One thing we need to keep in mind is that when we create the HDF5 file we write each dataset of a group in the same iteration - this is analogous to writing a single record in (e.g.) a CSV log file (the HDF5 group corresponds to the CSV file, and the HDF5 datasets in the group correspond to the columns in the CSV file). So for each iteration - typically each system evolved (though each timestep for detailed output files) we do as many IOs to the HDF5 file as there are datasets in the group (columns in the file). We are not bound to reading or writing a single chunk at a time - but we are bound to reading or writing an integral multiple of whole chunks at a time.

We want to reduce the number of storage media accesses when writing (or later reading) the HDF5 files, so larger chunk sizes are appropriate, but not so large that we create excessively large HDF5 files that have lots of unused space (bearing in mind the trade-off mentioned above), especially when we're evolving just a few systems (rather than millions).

To really optimise IO performance for HDF5 files we'd choose chunk sizes that are close to multiples of storage media block sizes, but that would be too problematic given the number of disparate systems COMPAS could be run on...

Based on everything written above, and some tests, we've chosen a default chunk size of \(\small{100,000}\) (dataset entries) for all datasets (HDF5_DEFAULT_CHUNK_SIZE in constants.h) for the COMPAS C++ code. This clearly trades performance against storage space. For the (current) default logfile record specifications, per-binary logfile space is about \(\small{1K}\) bytes, so in the very worst case we will waste some space at the end of a COMPAS HDF5 output file, but the performance gain, especially for post-creation analyses, is significant. Ensuring the number of systems evolved is an integral multiple of this fixed chunk size will minimise storage space waste.

We have chosen a minimum chunk size of \(\small{1,000}\) (HDF5_MINIMUM_CHUNK_SIZE in constants.h) for the COMPAS C++ code. If the number of systems being evolved is not less than HDF5_MINIMUM_CHUNK_SIZE the chunk size used will be the value of the hdf5-chunk-size program option (either HDF5_DEFAULT_CHUNK_SIZE or a value specified by the user), but if the number of systems being evolved is less than HDF5_MINIMUM_CHUNK_SIZE the chunk size used will be HDF5_MINIMUM_CHUNK_SIZE. This is just so we don't waste too much storage space when running small tests - and if they are that small performance is probably not going to be much of an issue, so no real trade-off against storage space.

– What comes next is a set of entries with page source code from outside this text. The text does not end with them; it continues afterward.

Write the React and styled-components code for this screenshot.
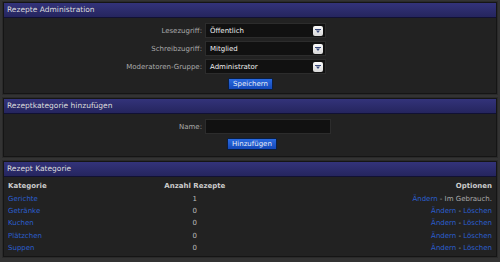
import styled, { createGlobalStyle } from "styled-components";

const GlobalStyle = createGlobalStyle`
  html, body {
    margin: 0;
    background: #333;
  }
  body {
    font-family: "DejaVu Sans", Verdana, sans-serif;
    font-size: 7px;
    color: #ccc;
  }
`;

const categories = [
  { name: "Gerichte", count: 1, inUse: true },
  { name: "Getränke", count: 0 },
  { name: "Kuchen", count: 0 },
  { name: "Plätzchen", count: 0 },
  { name: "Suppen", count: 0 },
];

const Arrow = () => (
  <ArrowBox>
    <svg width="6" height="4" viewBox="0 0 6 4">
      <rect x="0" y="0" width="6" height="1" fill="#3a4a7a" />
      <polygon points="1,1.5 5,1.5 3,4" fill="#3a4a7a" />
    </svg>
  </ArrowBox>
);

const Select = ({ value }) => (
  <SelectBox>
    <span>{value}</span>
    <Arrow />
  </SelectBox>
);

const App = () => {
  return (
    <>
      <GlobalStyle />
      <Page>
        <Panel>
          <Header>Rezepte Administration</Header>
          <FormBody $bottom={3}>
            <Label>Lesezugriff:</Label>
            <Select value="Öffentlich" />
            <Label>Schreibzugriff:</Label>
            <Select value="Mitglied" />
            <Label>Moderatoren-Gruppe:</Label>
            <Select value="Administrator" />
            <span />
            <ButtonCell>
              <Button $ml={23}>Speichern</Button>
            </ButtonCell>
          </FormBody>
        </Panel>

        <Panel>
          <Header>Rezeptkategorie hinzufügen</Header>
          <FormBody $bottom={6}>
            <Label>Name:</Label>
            <Input />
            <span />
            <ButtonCell>
              <Button $ml={22}>Hinzufügen</Button>
            </ButtonCell>
          </FormBody>
        </Panel>

        <Panel>
          <Header>Rezept Kategorie</Header>
          <TableBody>
            <Table>
              <thead>
                <tr>
                  <Th>Kategorie</Th>
                  <Th $align="center">Anzahl Rezepte</Th>
                  <Th $align="right">Optionen</Th>
                </tr>
              </thead>
              <tbody>
                {categories.map((c) => (
                  <tr key={c.name}>
                    <Td>
                      <Link>{c.name}</Link>
                    </Td>
                    <Td $align="center">{c.count}</Td>
                    <Td $align="right">
                      <Link>Ändern</Link>
                      <Sep> - </Sep>
                      {c.inUse ? <Plain>Im Gebrauch.</Plain> : <Link>Löschen</Link>}
                    </Td>
                  </tr>
                ))}
              </tbody>
            </Table>
          </TableBody>
        </Panel>
      </Page>
    </>
  );
};

const Page = styled.div`
  padding: 2px 3px;
  display: flex;
  flex-direction: column;
  gap: 4px;
`;
const Panel = styled.div`
  background: #222;
  border: 1px solid #151515;
  box-shadow: 0 0 0 1px #2a2a2a;
`;
const Header = styled.div`
  height: 14px;
  line-height: 14px;
  padding-left: 3px;
  background: linear-gradient(#33337a, #25255e);
  border-bottom: 1px solid #111133;
  color: #ddd;
  font-size: 7.5px;
`;
const FormBody = styled.div`
  display: grid;
  grid-template-columns: 198px auto;
  column-gap: 3px;
  row-gap: 3px;
  align-items: center;
  padding: 5px 0 ${(p) => p.$bottom}px;
`;
const Label = styled.div`
  text-align: right;
  color: #aaa;
`;
const SelectBox = styled.div`
  width: 121px;
  height: 15px;
  box-sizing: border-box;
  background: #111;
  border: 1px solid #2c2c2c;
  display: flex;
  align-items: center;
  justify-content: space-between;
  padding: 0 2px 0 4px;
  color: #eee;
`;
const ArrowBox = styled.div`
  width: 10px;
  height: 10px;
  background: linear-gradient(#fafafa, #d8d8d8);
  border-radius: 2px;
  display: flex;
  align-items: center;
  justify-content: center;
`;
const Input = styled.div`
  width: 126px;
  height: 15px;
  box-sizing: border-box;
  background: #111;
  border: 1px solid #2c2c2c;
`;
const ButtonCell = styled.div`
  display: flex;
  padding-top: 1px;
`;
const Button = styled.button`
  margin-left: ${(p) => p.$ml}px;
  height: 12px;
  padding: 0 4px;
  font-family: inherit;
  font-size: 7px;
  line-height: 10px;
  color: #e8eef8;
  background: linear-gradient(#2a6ae0, #1448b8);
  border: 1px solid #0a1e40;
  border-radius: 1px;
`;
const TableBody = styled.div`
  padding: 3px 4px 2px;
`;
const Table = styled.table`
  width: 100%;
  border-collapse: collapse;
`;
const Th = styled.th`
  text-align: ${(p) => p.$align || "left"};
  color: #ccc;
  font-weight: bold;
  height: 12.4px;
  padding: 0;
`;
const Td = styled.td`
  text-align: ${(p) => p.$align || "left"};
  color: #bbb;
  height: 12.4px;
  padding: 0;
`;
const Link = styled.span`
  color: #2b5fd0;
`;
const Sep = styled.span`
  color: #aaa;
`;
const Plain = styled.span`
  color: #aaa;
`;

export default App;
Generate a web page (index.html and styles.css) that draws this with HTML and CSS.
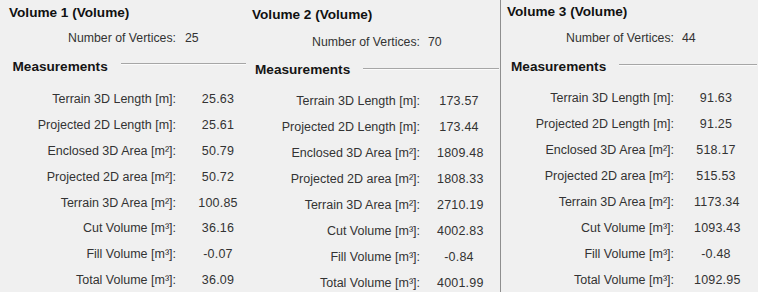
FILE: index.html
```html
<!DOCTYPE html>
<html>
<head>
<meta charset="utf-8">
<link rel="stylesheet" href="styles.css">
</head>
<body>
<div class="sheet">
  <section class="panel p1">
    <div class="title">Volume 1 (Volume)</div>
    <div class="vert"><span class="vl">Number of Vertices:</span><span class="vv">25</span></div>
    <div class="group"><span class="gname">Measurements</span><span class="rule"></span></div>
    <div class="rows">
      <span class="lab">Terrain 3D Length [m]:</span><span class="val">25.63</span>
      <span class="lab">Projected 2D Length [m]:</span><span class="val">25.61</span>
      <span class="lab">Enclosed 3D Area [m²]:</span><span class="val">50.79</span>
      <span class="lab">Projected 2D area [m²]:</span><span class="val">50.72</span>
      <span class="lab">Terrain 3D Area [m²]:</span><span class="val">100.85</span>
      <span class="lab">Cut Volume [m³]:</span><span class="val">36.16</span>
      <span class="lab">Fill Volume [m³]:</span><span class="val">-0.07</span>
      <span class="lab">Total Volume [m³]:</span><span class="val">36.09</span>
    </div>
  </section>
  <section class="panel p2">
    <div class="title">Volume 2 (Volume)</div>
    <div class="vert"><span class="vl">Number of Vertices:</span><span class="vv">70</span></div>
    <div class="group"><span class="gname">Measurements</span><span class="rule"></span></div>
    <div class="rows">
      <span class="lab">Terrain 3D Length [m]:</span><span class="val">173.57</span>
      <span class="lab">Projected 2D Length [m]:</span><span class="val">173.44</span>
      <span class="lab">Enclosed 3D Area [m²]:</span><span class="val">1809.48</span>
      <span class="lab">Projected 2D area [m²]:</span><span class="val">1808.33</span>
      <span class="lab">Terrain 3D Area [m²]:</span><span class="val">2710.19</span>
      <span class="lab">Cut Volume [m³]:</span><span class="val">4002.83</span>
      <span class="lab">Fill Volume [m³]:</span><span class="val">-0.84</span>
      <span class="lab">Total Volume [m³]:</span><span class="val">4001.99</span>
    </div>
  </section>
  <section class="panel p3">
    <div class="title">Volume 3 (Volume)</div>
    <div class="vert"><span class="vl">Number of Vertices:</span><span class="vv">44</span></div>
    <div class="group"><span class="gname">Measurements</span><span class="rule"></span></div>
    <div class="rows">
      <span class="lab">Terrain 3D Length [m]:</span><span class="val">91.63</span>
      <span class="lab">Projected 2D Length [m]:</span><span class="val">91.25</span>
      <span class="lab">Enclosed 3D Area [m²]:</span><span class="val">518.17</span>
      <span class="lab">Projected 2D area [m²]:</span><span class="val">515.53</span>
      <span class="lab">Terrain 3D Area [m²]:</span><span class="val">1173.34</span>
      <span class="lab">Cut Volume [m³]:</span><span class="val">1093.43</span>
      <span class="lab">Fill Volume [m³]:</span><span class="val">-0.48</span>
      <span class="lab">Total Volume [m³]:</span><span class="val">1092.95</span>
    </div>
  </section>
</div>
</body>
</html>
```
FILE: styles.css
```css
html, body {
  margin: 0;
  padding: 0;
  background: #f0f0f0;
}
body {
  font-family: "Liberation Sans", Arial, sans-serif;
  color: #333;
}
.sheet {
  display: flex;
  width: 758px;
  height: 292px;
  overflow: hidden;
}
.panel {
  display: flex;
  flex-direction: column;
  height: 292px;
  box-sizing: border-box;
}
.p1 {
  width: 247px;
  --title-top: 5px;
  --title-x: 9px;
  --vert-gap: 9px;
  --group-gap: 13px;
  --group-x: 12.5px;
  --rule-top: 4px;
  --rows-gap: 11px;
  --lab: 176px;
  --vgap: 9px;
  --valstart: 196px;
  --rowh: 25.9px;
}
.p2 {
  width: 253px;
  --title-top: 7px;
  --title-x: 5px;
  --vert-gap: 10.5px;
  --group-gap: 12.5px;
  --group-x: 8px;
  --rule-top: 6px;
  --rows-gap: 10px;
  --lab: 173px;
  --vgap: 8px;
  --valstart: 190px;
  --rowh: 26px;
}
.p3 {
  width: 258px;
  border-left: 1px solid #8e8e8e;
  --title-top: 4px;
  --title-x: 6px;
  --vert-gap: 9.5px;
  --group-gap: 13.5px;
  --group-x: 10px;
  --rule-top: 5px;
  --rows-gap: 10px;
  --lab: 173px;
  --vgap: 8px;
  --valstart: 193px;
  --rowh: 26px;
}
.title {
  margin-top: var(--title-top);
  padding-left: var(--title-x);
  font-weight: bold;
  font-size: 13.6px;
  line-height: 16px;
  color: #111;
  white-space: nowrap;
}
.vert {
  margin-top: var(--vert-gap);
  display: grid;
  grid-template-columns: var(--lab) auto;
  font-size: 12.3px;
  line-height: 16px;
}
.vl {
  text-align: right;
  white-space: nowrap;
}
.vv {
  padding-left: var(--vgap);
}
.group {
  margin-top: var(--group-gap);
  display: flex;
  align-items: flex-start;
  padding-left: var(--group-x);
  height: 16px;
}
.gname {
  font-weight: bold;
  font-size: 13.6px;
  line-height: 16px;
  color: #151515;
  white-space: nowrap;
}
.rule {
  flex: 1;
  margin-top: var(--rule-top);
  margin-left: 13px;
  margin-right: 1px;
  height: 0;
  border-top: 1px solid #a6a6a6;
  border-bottom: 1px solid #fbfbfb;
}
.rows {
  margin-top: var(--rows-gap);
  display: grid;
  grid-template-columns: var(--lab) calc(var(--valstart) - var(--lab)) 44px;
  grid-auto-rows: var(--rowh);
  align-items: center;
  font-size: 12.5px;
  line-height: 16px;
}
.lab {
  grid-column: 1;
  text-align: right;
  white-space: nowrap;
}
.val {
  grid-column: 3;
  text-align: center;
  white-space: nowrap;
  letter-spacing: 0.2px;
}
```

Copying and concatenating HDF5 files with h5copy.py

The chunk size chosen for the COMPAS C++ code determines the chunk size of the logfiles produced by the COMPAS C++ code. If those files are only ever given to programs such as h5copy as input files, their chunk size only matters in that it affects the read performance of the files (the more chunks, and the more smaller chunks, in a dataset of an input file means locating the chunks and reading them takes longer). That may not be a huge problem depending upon how many input files there are and how big they are. If a COMPAS logfile is used as a base file and other files are being appended to it via h5copy, then the chunk size of the base output file will be the chunk size used for writing to the file - that could affect performance if it is too small. We provide command-line options to specify the chunk size in both h5copy and the COMPAS C++ code so that users have some control over chunksize and performance.

Writing to the output HDF5 file is buffered in both h5copy and the COMPAS C++ code - we buffer a number of chunks for each open dataset and write the buffer to the file when the buffer fills (or a partial buffer upon file close if the buffer is not full). This IO buffering is not HDF5 or filesystem buffering - this is a an internal implementation of h5copy and the COMPAS C++ code to improve performance. The IO buffer size can be changed via command-line options in both h5copy and the COMPAS C++ code.

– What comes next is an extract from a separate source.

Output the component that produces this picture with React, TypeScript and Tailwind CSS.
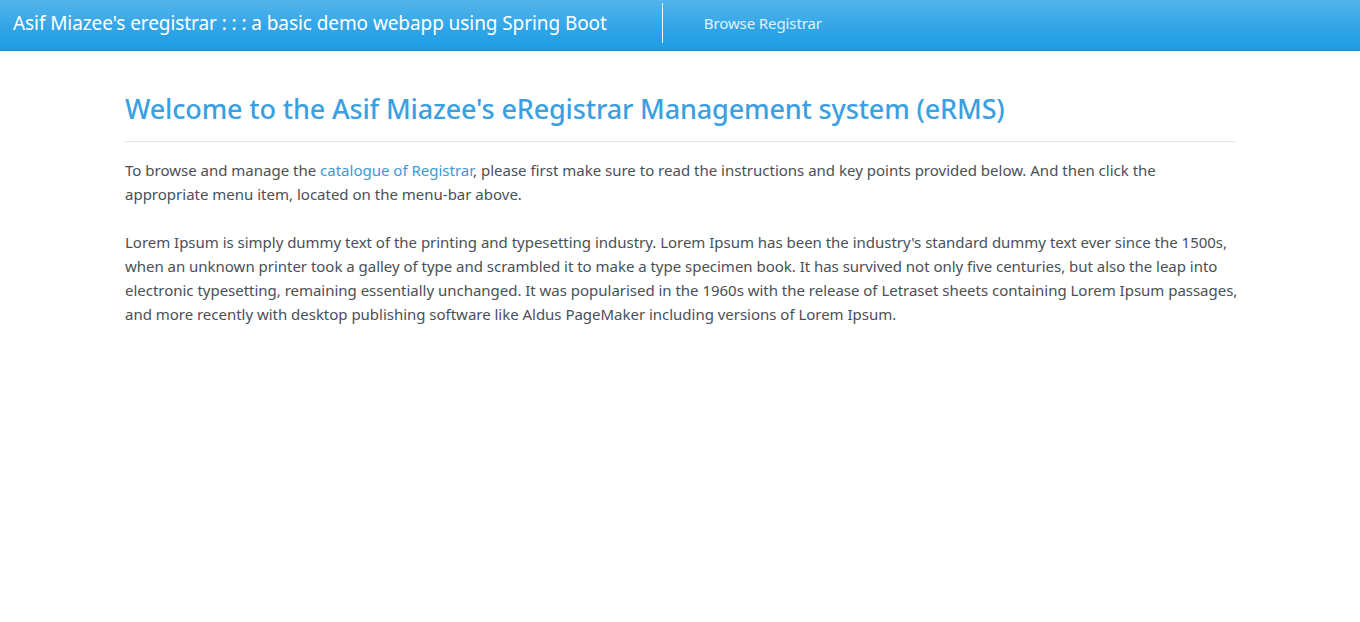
export default function App() {
  return (
    <div className="min-h-[622px] bg-white font-['Noto_Sans',sans-serif] text-[#495057]">
      <nav className="flex h-[51px] items-start border-b border-[#1b8fd2] bg-[linear-gradient(#54b4eb,#2fa4e7_60%,#1d9ce5)]">
        <div className="mt-[3px] flex h-[40px] items-center border-r border-white/90 pl-[13px] pr-[55px]">
          <span className="whitespace-nowrap text-[19px] tracking-[-0.08px] text-white">Asif Miazee's eregistrar : : : a basic demo webapp using Spring Boot</span>
        </div>
        <a className="mt-[3px] flex h-[40px] items-center pl-[41px] text-[15px] tracking-[-0.1px] text-white/85">Browse Registrar</a>
      </nav>
      <main className="mx-auto w-[1110px] pt-[41px]">
        <h2 className="text-[27px] font-medium leading-[34px] tracking-[-0.15px] text-[#3aa0e2]">Welcome to the Asif Miazee's eRegistrar Management system (eRMS)</h2>
        <hr className="mt-[15px] border-t border-[#e5e5e5]" />
        <p className="mt-[16px] whitespace-nowrap text-[15px] leading-[24px]">
          To browse and manage the <a className="text-[#3a9ad9]">catalogue of Registrar</a>, please first make sure to read the instructions and key points provided below. And then click the<br />
          appropriate menu item, located on the menu-bar above.
        </p>
        <p className="mt-[24px] whitespace-nowrap text-[15px] leading-[24px] tracking-[-0.02px]">
          Lorem Ipsum is simply dummy text of the printing and typesetting industry. Lorem Ipsum has been the industry's standard dummy text ever since the 1500s,<br />
          when an unknown printer took a galley of type and scrambled it to make a type specimen book. It has survived not only five centuries, but also the leap into<br />
          electronic typesetting, remaining essentially unchanged. It was popularised in the 1960s with the release of Letraset sheets containing Lorem Ipsum passages,<br />
          and more recently with desktop publishing software like Aldus PageMaker including versions of Lorem Ipsum.
        </p>
      </main>
    </div>
  );
}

Users should bear in mind that the combination of HDF5 chunk size and HDF5 IO buffer size affect performance, storage space, and memory usage - so they may need to experiment to find a balance that suits their needs.

A note on string values

COMPAS writes string data to its HDF5 output files as C-type strings. Python interprets C-type strings in HDF5 files as byte arrays - regardless of the specified datatype when written (COMPAS writes the strings as ASCII data (as can be seen with h5dump), but Python ignores that). Note that this affects the values in datasets (and attributes) only, not the dataset names (or group names, attribute names, etc.).

The only real impact of this is that if the byte array is printed by Python, it will be displayed as (e.g.) "b'abcde'" rather than just "abcde". All operations on the data work as expected - it is just the output that is impacted. If that's an issue, use .decode('utf-8') to decode the byte array as a Python string variable.

For example:

str = h5File[Group][Dataset][0]

Here str is a byte array and print(str) will display (e.g.) b'abcde', but:

str = h5File[Group][Dataset][0].decode('utf-8')

Here str is a Python string and print(str) will display (e.g.) abcde

Note: HDF5 files not created by COMPAS will not (necessarily) exhibit this behaviour, so for HDF5 files created by the existing post-processing Python scripts the use of .decode() is not only not necessary, it will fail (because the strings in HDF5 files created by Python are already Python strings, not byte arrays).